» Dataset content

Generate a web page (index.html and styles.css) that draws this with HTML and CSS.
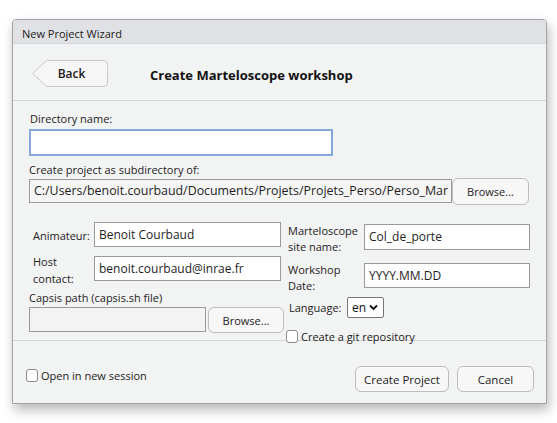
FILE: index.html
```html
<!DOCTYPE html>
<html>
<head>
<meta charset="utf-8">
<link rel="stylesheet" href="styles.css">
</head>
<body>
<div class="window">
  <div class="titlebar">New Project Wizard</div>
  <div class="header">
    <div class="back">
      <svg class="back-shape" width="76" height="27" viewBox="0 0 76 27"><path d="M14.5,0.5 H71 A4,4 0 0 1 75.5,4.5 V22.5 A4,4 0 0 1 71.5,26.5 H14.5 L0.7,13.5 Z" fill="#f6f6f6" stroke="#c9c9c9" stroke-width="1"/></svg>
      <span class="back-text">Back</span>
    </div>
    <div class="htitle">Create Marteloscope workshop</div>
  </div>
  <div class="content">
    <div class="lbl l1">Directory name:</div>
    <div class="dir-input"></div>
    <div class="lbl l2">Create project as subdirectory of:</div>
    <div class="path-row">
      <div class="path"><span class="path-text">C:/Users/benoit.courbaud/Documents/Projets/Projets_Perso/Perso_Mar</span></div>
      <div class="btn browse1">Browse...</div>
    </div>
    <div class="grid">
      <div class="col left">
        <div class="frow r1">
          <div class="flbl fl-anim">Animateur:</div>
          <div class="tin tin-left">Benoit Courbaud</div>
        </div>
        <div class="frow r2">
          <div class="flbl fl-host">Host<br>contact:</div>
          <div class="tin tin-left">benoit.courbaud@inrae.fr</div>
        </div>
        <div class="lbl l3">Capsis path (capsis.sh file)</div>
        <div class="capsis-row">
          <div class="capsis"></div>
          <div class="btn browse2">Browse...</div>
        </div>
      </div>
      <div class="col right">
        <div class="frow rr1">
          <div class="flbl fl-right">Marteloscope<br>site name:</div>
          <div class="tin tin-right t1">Col_de_porte</div>
        </div>
        <div class="frow rr2">
          <div class="flbl fl-right">Workshop<br>Date:</div>
          <div class="tin tin-right t2">YYYY.MM.DD</div>
        </div>
        <div class="lang-row">
          <div class="flbl fl-lang">Language:</div>
          <div class="select">en<svg width="9" height="7" viewBox="0 0 9 7"><path d="M1,1.5 L4.5,5 L8,1.5" fill="none" stroke="#111" stroke-width="1.8"/></svg></div>
        </div>
        <div class="chk-row git">
          <span class="chk"></span><span class="chk-text">Create a git repository</span>
        </div>
      </div>
    </div>
  </div>
  <div class="footer">
    <div class="chk-row session">
      <span class="chk"></span><span class="chk-text">Open in new session</span>
    </div>
    <div class="btns">
      <div class="btn fbtn create">Create Project</div>
      <div class="btn fbtn cancel">Cancel</div>
    </div>
  </div>
</div>
</body>
</html>
```

FILE: styles.css
```css
* { box-sizing: border-box; }
html, body { margin: 0; padding: 0; background: #ffffff; }
body {
  font-family: "Open Sans", "Noto Sans", sans-serif;
  color: #1e1e1e;
  width: 557px;
  height: 423px;
  overflow: hidden;
}
.window {
  margin: 19px 0 0 12px;
  width: 535px;
  height: 385px;
  border: 1px solid #a3a3a3;
  border-radius: 4px 4px 0 0;
  background: #f2f3f3;
  box-shadow: 2px 6px 12px rgba(0,0,0,0.28);
  overflow: hidden;
}
.titlebar {
  height: 24px;
  background: #e0e1e4;
  border-bottom: 1px solid #d6d7da;
  font-size: 11px;
  line-height: 24px;
  padding-left: 9px;
  padding-top: 2px;
  color: #222;
}
.header {
  height: 57px;
  border-bottom: 1px solid #d3d4d4;
  display: flex;
  align-items: center;
  padding-left: 19px;
  padding-top: 3px;
}
.back {
  position: relative;
  width: 76px;
  height: 27px;
  display: flex;
  align-items: center;
  justify-content: center;
  padding-left: 3px;
}
.back-shape { position: absolute; left: 0; top: 0; }
.back-text {
  position: relative;
  font-size: 12px;
  font-weight: 600;
  color: #1a1a1a;
}
.htitle {
  margin-left: 42px;
  font-size: 13px;
  font-weight: 700;
  color: #111;
  margin-top: 2px;
}
.content {
  height: 240px;
  border-bottom: 1px solid #d3d4d4;
  padding-left: 16px;
}
.lbl {
  font-size: 11px;
  line-height: 16px;
  color: #222;
}
.l1 { padding-top: 10px; padding-left: 1px; }
.dir-input {
  margin-top: 2px;
  width: 304px;
  height: 27px;
  background: #ffffff;
  border: 2px solid #86a7dc;
}
.l2 { margin-top: 6px; }
.path-row {
  display: flex;
  align-items: center;
  height: 26px;
}
.path {
  width: 423px;
  height: 24px;
  border: 1px solid #9a9a9a;
  background: #f5f5f5;
  font-size: 12.4px;
  line-height: 22px;
  padding-left: 4px;
  white-space: nowrap;
  overflow: hidden;
  color: #1e1e1e;
}
.path-text { display: inline-block; }
.btn {
  background: #f7f7f7;
  border: 1px solid #bdbdbd;
  border-radius: 6px;
  font-size: 11px;
  color: #222;
  display: flex;
  align-items: center;
  justify-content: center;
}
.browse1 { width: 77px; height: 27px; }
.grid {
  display: flex;
  margin-top: 18px;
}
.col { display: flex; flex-direction: column; }
.left { width: 257px; }
.right { width: 245px; }
.frow { display: flex; align-items: center; }
.r1 { height: 25px; }
.r2 { height: 25px; margin-top: 9px; }
.flbl { font-size: 11px; line-height: 16px; color: #222; }
.fl-anim { width: 65px; padding-left: 4px; padding-top: 2px; }
.fl-host { width: 65px; padding-left: 4px; line-height: 17px; padding-top: 3px; }
.tin {
  height: 25px;
  background: #ffffff;
  border: 1px solid #9a9a9a;
  font-size: 12px;
  line-height: 23px;
  padding-left: 4px;
  white-space: nowrap;
  overflow: hidden;
  color: #1e1e1e;
}
.tin-left { width: 187px; }
.l3 { margin-top: 9px; }
.capsis-row {
  display: flex;
  align-items: flex-start;
  margin-top: 1px;
  gap: 2px;
}
.capsis {
  width: 177px;
  height: 25px;
  border: 1px solid #9a9a9a;
  background: #f3f3f3;
}
.browse2 { width: 76px; height: 26px; }
.rr1 { height: 26px; margin-top: 2px; }
.rr2 { height: 25px; margin-top: 13px; }
.fl-right { width: 78px; padding-left: 2px; padding-top: 4px; }
.tin-right { width: 166px; }
.t1 { height: 26px; line-height: 24px; }
.lang-row {
  display: flex;
  align-items: center;
  margin-top: 8px;
  height: 22px;
}
.fl-lang { width: 61px; padding-left: 3px; padding-top: 1px; }
.select {
  width: 37px;
  height: 21px;
  border: 1px solid #767676;
  border-radius: 2px;
  background: #ffffff;
  font-size: 12px;
  display: flex;
  align-items: center;
  padding-left: 4px;
  gap: 3px;
  color: #111;
}
.chk-row { display: flex; align-items: center; }
.git { margin-top: 12px; }
.chk {
  width: 12px;
  height: 13px;
  border: 1px solid #8a8a8a;
  border-radius: 3px;
  background: #ffffff;
}
.chk-text { font-size: 11px; margin-left: 3px; color: #222; line-height: 13px; }
.footer {
  display: flex;
  justify-content: space-between;
  align-items: flex-start;
  padding: 25px 12px 0 13px;
}
.session { margin-top: 3px; }
.btns { display: flex; gap: 8px; }
.fbtn { height: 26px; font-size: 11.5px; }
.create { width: 94px; }
.cancel { width: 77px; }
```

» Instruction
Locate the word "index" in the data above. Copy every line carrying it.

» Full output
Generate a web page (index.html and styles.css) that draws this with HTML and CSS.
FILE: index.html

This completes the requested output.